To mitigate the scarcity of front line doctors and nurses, the NHS have introduced more “management” with which to hamper and distract GPs. The CCGs complicate the referral process and so waste more of our time. Hospital depts are run for their own convenience and decline referrals. CAMHS will only accept referrals for ADHD from our schools, not the GPs. The link between a GP and the Consultant has been broken.
Computers have merely added to the problem as the systems are not designed for communication between medics, nurses etc but to serve the Administrative Class that we have allowed to interfere with good practice.
We now have to contend with the CCGs, the CQC and an Appraisals and Revalidation system that would have done nothing to hamper Harold Shipman. It just wastes our time and our supposed leaders do nothing. The troops merely whine and say they will retire early (which they know full well they can’t afford to do.)
It is time to accept the NHS has failed. Not “is failing” not “is about to fail” but actually has failed.
The system of “free at the point of use” was noble idea but merely produced unsustainable demand of which the explosion in “Mental Health” is but one aspect.
Caring and clinical judgement have been replaced by algorithms and “professionalism”.
Let’s hope the New Health Secretary makes less of a hash of things than ALL the previous ones.
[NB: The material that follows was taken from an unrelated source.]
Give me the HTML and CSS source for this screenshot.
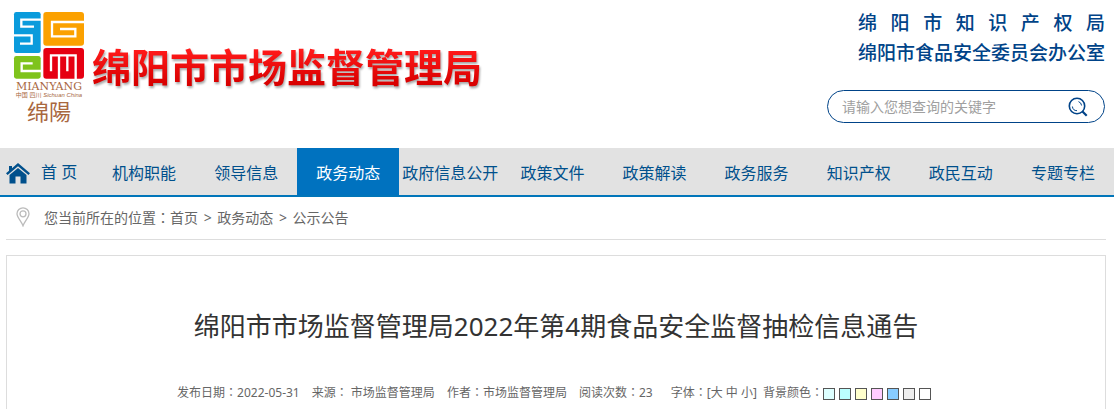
FILE: index.html
```html
<!DOCTYPE html>
<html lang="zh-CN">
<head>
<meta charset="utf-8">
<title>绵阳市市场监督管理局</title>
<link rel="stylesheet" href="styles.css">
</head>
<body>
<header class="header">
  <div class="brand">
    <svg class="logo" viewBox="0 0 76 116" role="img" aria-label="绵阳">
      <g transform="translate(-12 -10) scale(.33333)" fill="none" stroke="#fff" stroke-width="7">
        <rect x="42" y="36" width="80" height="123" rx="7" fill="#0a9bdc" stroke="none"/>
        <path d="M124 59H64V80H102M40 106H95V131H60"/>
        <rect x="130" y="36" width="122" height="101" rx="9" fill="#fba100" stroke="none"/>
        <path d="M254 66H156V109H226V87H180"/>
        <rect x="42" y="168" width="80" height="68" rx="7" fill="#7fc31c" stroke="none"/>
        <path d="M124 213H65V190H98"/>
        <rect x="130" y="144" width="122" height="92" rx="9" fill="#e60012" stroke="none"/>
        <path d="M153 214V166H177V238M202 168V214M177 166H227V238"/>
      </g>
      <text class="logo-latin" x="37" y="80">MIANYANG</text>
      <text class="logo-small" x="37" y="87">中国 四川 <tspan font-style="italic">Sichuan China</tspan></text>
      <text class="logo-script" x="37" y="110">绵陽</text>
    </svg>
    <h1 class="site-name">绵阳市市场监督管理局</h1>
  </div>
  <div class="header-side">
    <div class="offices">
      <p>绵阳市知识产权局</p>
      <p>绵阳市食品安全委员会办公室</p>
    </div>
    <form class="search">
      <input type="text" aria-label="搜索" placeholder="请输入您想查询的关键字">
      <button type="button" aria-label="查询">
        <svg viewBox="0 0 20 20" fill="none" stroke="#004388"><circle cx="9" cy="9" r="7.7" stroke-width="1.6"/><path d="M14.5 14.5L18.7 18.7" stroke-width="2.2"/><path d="M4.4 9.5A4.7 4.7 0 0 0 9 13.7M13.6 8.5A4.7 4.7 0 0 0 10.5 4.6" stroke-width="1"/></svg>
      </button>
    </form>
  </div>
</header>
<nav class="nav">
  <a class="home" href="#"><svg viewBox="0 0 24 21" fill="#00508c"><path d="M12 0L24 10.3L22.4 12L12 3.2L1.6 12L0 10.3L3 7.7V3H6V5.2Z"/><path d="M12 5L20.5 12V20.5H14.5V13.5H9.5V20.5H3.5V12Z"/></svg><span>首 页</span></a>
  <a href="#">机构职能</a>
  <a href="#">领导信息</a>
  <a class="active" href="#">政务动态</a>
  <a href="#">政府信息公开</a>
  <a href="#">政策文件</a>
  <a href="#">政策解读</a>
  <a href="#">政务服务</a>
  <a href="#">知识产权</a>
  <a href="#">政民互动</a>
  <a href="#">专题专栏</a>
</nav>
<div class="crumbs">
  <svg viewBox="0 0 14 20" fill="none" stroke="#bbb" stroke-width="1.3"><path d="M7 18.8C5.5 14.5 1 10.5 1 6.8A6 6 0 0 1 13 6.8C13 10.5 8.5 14.5 7 18.8Z"/><circle cx="7" cy="6.8" r="3"/></svg>
  <p>您当前所在的位置<span class="colon" lang="zh-TW">：</span><a href="#">首页</a> <span class="sep">&gt;</span> <a href="#">政务动态</a> <span class="sep">&gt;</span> <a href="#">公示公告</a></p>
</div>
<main class="article">
  <h2>绵阳市市场监督管理局2022年第4期食品安全监督抽检信息通告</h2>
  <div class="meta">
    <span>发布日期<span class="colon" lang="zh-TW">：</span>2022-05-31</span>
    <span>来源<span class="colon" lang="zh-TW">：</span> 市场监督管理局</span>
    <span>作者<span class="colon" lang="zh-TW">：</span>市场监督管理局</span>
    <span>阅读次数<span class="colon" lang="zh-TW">：</span>23</span>
    <span class="tools">
      <span>字体<span class="colon" lang="zh-TW">：</span>[<a href="#">大</a> <a href="#">中</a> <a href="#">小</a>]</span>
      <span class="palette">
        <span>背景颜色<span class="colon" lang="zh-TW">：</span></span>
        <span class="swatches">
          <button type="button" class="swatch mist" aria-label="浅青"></button>
          <button type="button" class="swatch aqua" aria-label="青色"></button>
          <button type="button" class="swatch cream" aria-label="黄色"></button>
          <button type="button" class="swatch pink" aria-label="粉色"></button>
          <button type="button" class="swatch sky" aria-label="蓝色"></button>
          <button type="button" class="swatch grey" aria-label="灰色"></button>
          <button type="button" class="swatch white" aria-label="白色"></button>
        </span>
      </span>
    </span>
  </div>
</main>
</body>
</html>
```
FILE: styles.css
```css
* { box-sizing: border-box; }
body {
  margin: 0;
  background: #fff;
  color: #666;
  font-family: "Noto Sans", "Noto Sans CJK SC", sans-serif;
  font-size: 14px;
}
h1, h2, p { margin: 0; }
a { color: inherit; text-decoration: none; }
.colon { font-family: "Noto Sans CJK TC", sans-serif; }

.header {
  display: flex;
  justify-content: space-between;
  height: 148px;
  padding: 8px 9px 0 12px;
}
.brand { display: flex; }
.logo { width: 76px; height: 116px; margin-top: 2px; }
.logo text { text-anchor: middle; fill: #a9683f; }
.logo .logo-latin { font: 11px "DejaVu Serif", serif; }
.logo .logo-small { font: 6px "Liberation Sans", "Noto Sans CJK SC", sans-serif; }
.logo .logo-script { font: 22px "Noto Sans CJK TC", serif; }
.site-name {
  margin: 31px 0 0 4px;
  height: 56px;
  line-height: 56px;
  font-size: 39px;
  font-weight: 700;
  color: transparent;
  background: linear-gradient(#ff1a1a 20%, #d80000 80%);
  -webkit-background-clip: text;
  background-clip: text;
  filter: drop-shadow(1px 2px 1px rgba(0, 0, 0, .35));
}
.header-side {
  display: flex;
  flex-direction: column;
  align-items: flex-end;
}
.offices {
  color: #004388;
  font-size: 19px;
  font-weight: 500;
  line-height: 30px;
}
.offices p { text-align-last: justify; }
.search {
  display: flex;
  align-items: center;
  width: 278px;
  height: 33px;
  margin-top: 22px;
  padding: 0 16px 0 14px;
  border: 1px solid #004388;
  border-radius: 17px;
}
.search input {
  flex: 1;
  min-width: 0;
  padding: 0;
  border: 0;
  outline: 0;
  background: none;
  font: inherit;
}
.search input::placeholder { color: #a0a0a0; }
.search button {
  width: 20px;
  height: 20px;
  padding: 0;
  border: 0;
  background: none;
}
.search svg { display: block; }

.nav {
  display: flex;
  height: 49px;
  border-bottom: 2px solid #0075b9;
  background: #e2e2e2;
  color: #00508c;
  font-size: 16px;
  line-height: 50px;
}
.nav a { flex: 1 0 0; text-align: center; white-space: nowrap; }
.nav .home {
  display: flex;
  flex: 0 0 93px;
  align-items: center;
  gap: 11px;
  padding-left: 6px;
}
.nav svg { width: 24px; height: 21px; margin-top: 3px; }
.nav .active { background: #0072bf; color: #fff; }

.crumbs {
  display: flex;
  align-items: center;
  gap: 14px;
  height: 43px;
  margin: 0 8px 0 6px;
  padding: 0 0 2px 10px;
  border-bottom: 1px solid #ddd;
}
.crumbs svg { width: 14px; height: 20px; }
.sep { margin: 0 2px; }

.article {
  margin: 15px 8px 0 6px;
  padding-bottom: 7px;
  border: 1px solid #ddd;
  border-bottom: 0;
  text-align: center;
}
.article h2 {
  padding-top: 50px;
  color: #333;
  font-size: 26px;
  font-weight: 400;
  line-height: 40px;
}
.meta {
  display: flex;
  justify-content: center;
  gap: 12px;
  margin-top: 36px;
  padding-right: 4px;
  font-size: 12px;
  line-height: 20px;
}
.tools { display: flex; gap: 6px; padding-left: 6px; }
.palette { display: flex; }
.swatches { display: flex; align-items: center; gap: 4px; padding-top: 2px; }
.swatch {
  width: 12px;
  height: 12px;
  padding: 0;
  border: 1px solid #555;
}
.mist { background: #dff; }
.aqua { background: #bff; }
.cream { background: #ffc; }
.pink { background: #fcf; }
.sky { background: #8cf; }
.grey { background: #eee; }
.white { background: #fff; }
```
Vinci Ho 1 July, 2021 9:45 am

Mmmmm
As Confucius wrote :
‘’There exist the fundamental and incidental, everything has a beginning and an end, knowing what comes first and after takes one closer to knowing the way (of wisdom and justice )’’
(物有本末,事有始終。知所先後,則近道矣)
Question is what is the beginning (root) ? What is the end(outcome )? Are we really clear about that ?🧐

As CCP is celebrating its 100 years birthday today , I(as a person reading history )can certainly understand that the importance of this principle 🤨😑

Patrufini Duffy 1 July, 2021 3:45 pm

It is disgusting how Politicians abide by a code that is opposite to yours. They kill, you save. Dumbest paradox of UK operating procedure.

Concerned GP 4 July, 2021 11:51 pm

I don’t think it’s fair to pin all the blame on Hancock. Johnson is the PM and must take responsibility and be held to account.
Also I think Javid will be a much worse Health Secretary; just listening to his words so far shows he does not give a damn and does not know what he is talking about. Just wait and see.